Binnen kürzester Zeit zu einer Marke geworden
Vor diesem Hintergrund betrachte ich das Phänomen Philipp Amthor. Er ist 27 Jahre alt, beendete vor drei Jahren sein Studium und gehört seit drei Jahren dem Deutschen Bundestag an. Er gilt als hochintelligent, ist ein guter Redner und Diskutant. Amthor ist binnen kürzester Zeit eine Marke geworden. Sein optisches Auftreten ist – sagen wir es mal so – ungewöhnlich für einen End-Zwanziger. Politisch ordnet er sich dem konservativen Flügel der CDU zu, die auf dieser Seite eher schwach besetzt ist. Aber vor allem haben Teile der Medien ihn auf seinem Höhenflug getragen. Von Talkshow zu Talkshow ist der junge Mann gereicht worden – zu allem und jedem wurde er befragt. Die Medien nutzten den Jungstar für sich und er nutzte die Medien. Dieser Effekt machte nicht mal vor der katholischen Kirche halt. Vor sieben Monaten trat Amthor, zuvor konfessionslos, öffentlichkeitswirksam der katholischen Kirche bei, vor wenigen Wochen wurde er bereits in den Diözesanrat des Bistums Berlin berufen. Jeder wollte irgendwie vom Amthor-Effekt profitieren. Viele Abgeordnete müssen sich die Augen gerieben haben, wie dieser junge Mann an ihnen vorbeigeflogen ist.
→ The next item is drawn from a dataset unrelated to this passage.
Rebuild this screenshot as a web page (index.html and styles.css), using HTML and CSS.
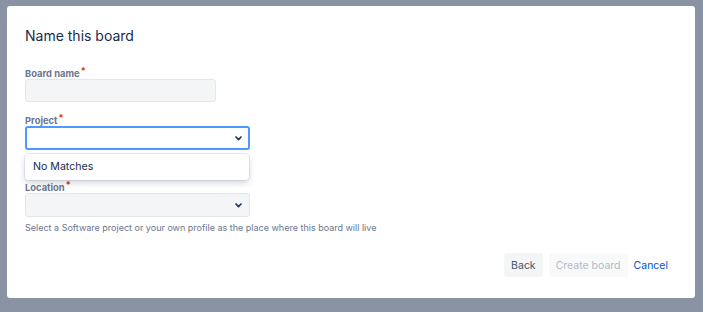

Nun ist Amthor – ich beschäftige mich mit einem Politiker, der wie Hunderte Parlamentarier ohne nennenswerte Funktion, aber im Gegensatz zu diesen medial bedeutend ist – ins Straucheln geraten, weil er sich als Lobbyist für die US-Firma Augustus Intelligence stark gemacht und Gespräche mit Amtsträgern in Ministerien vermittelt hat. Wir werden sehen, wie die Ermittlungen ausgehen und wie seine Partei mit ihm umgeht. Mich erinnert er an die jungen Fußballer, die dem frühen Ruhm kaum gewachsen sind. Weil manche schon mit 17 Jahren hofiert werden, früh im Geld schwimmen, es für sündhaft teure Autos oder glamouröse Partys ausgeben. Weil sie Berater haben, die am schnellen Geld, aber nicht daran interessiert sind, ihnen in jungen Jahren Lebensbegleiter zu sein.
Auch Philipp Amthor hat sich, weniger vom Geld als von der ihm zugeschriebenen Bedeutsamkeit wegtragen lassen. Wenn er die Erkenntnisse und Erfahrungen der letzten Wochen demütig nutzt, wenn er nicht nur hochintelligent bleibt, sondern auch klug wird, dann werden wir noch von ihm hören. Wenn nicht, wird er verglühen wie einer, dem er bei Augustus Intelligence begegnet ist: Ex-Wirtschafts- und Verteidigungsminister zu Guttenberg.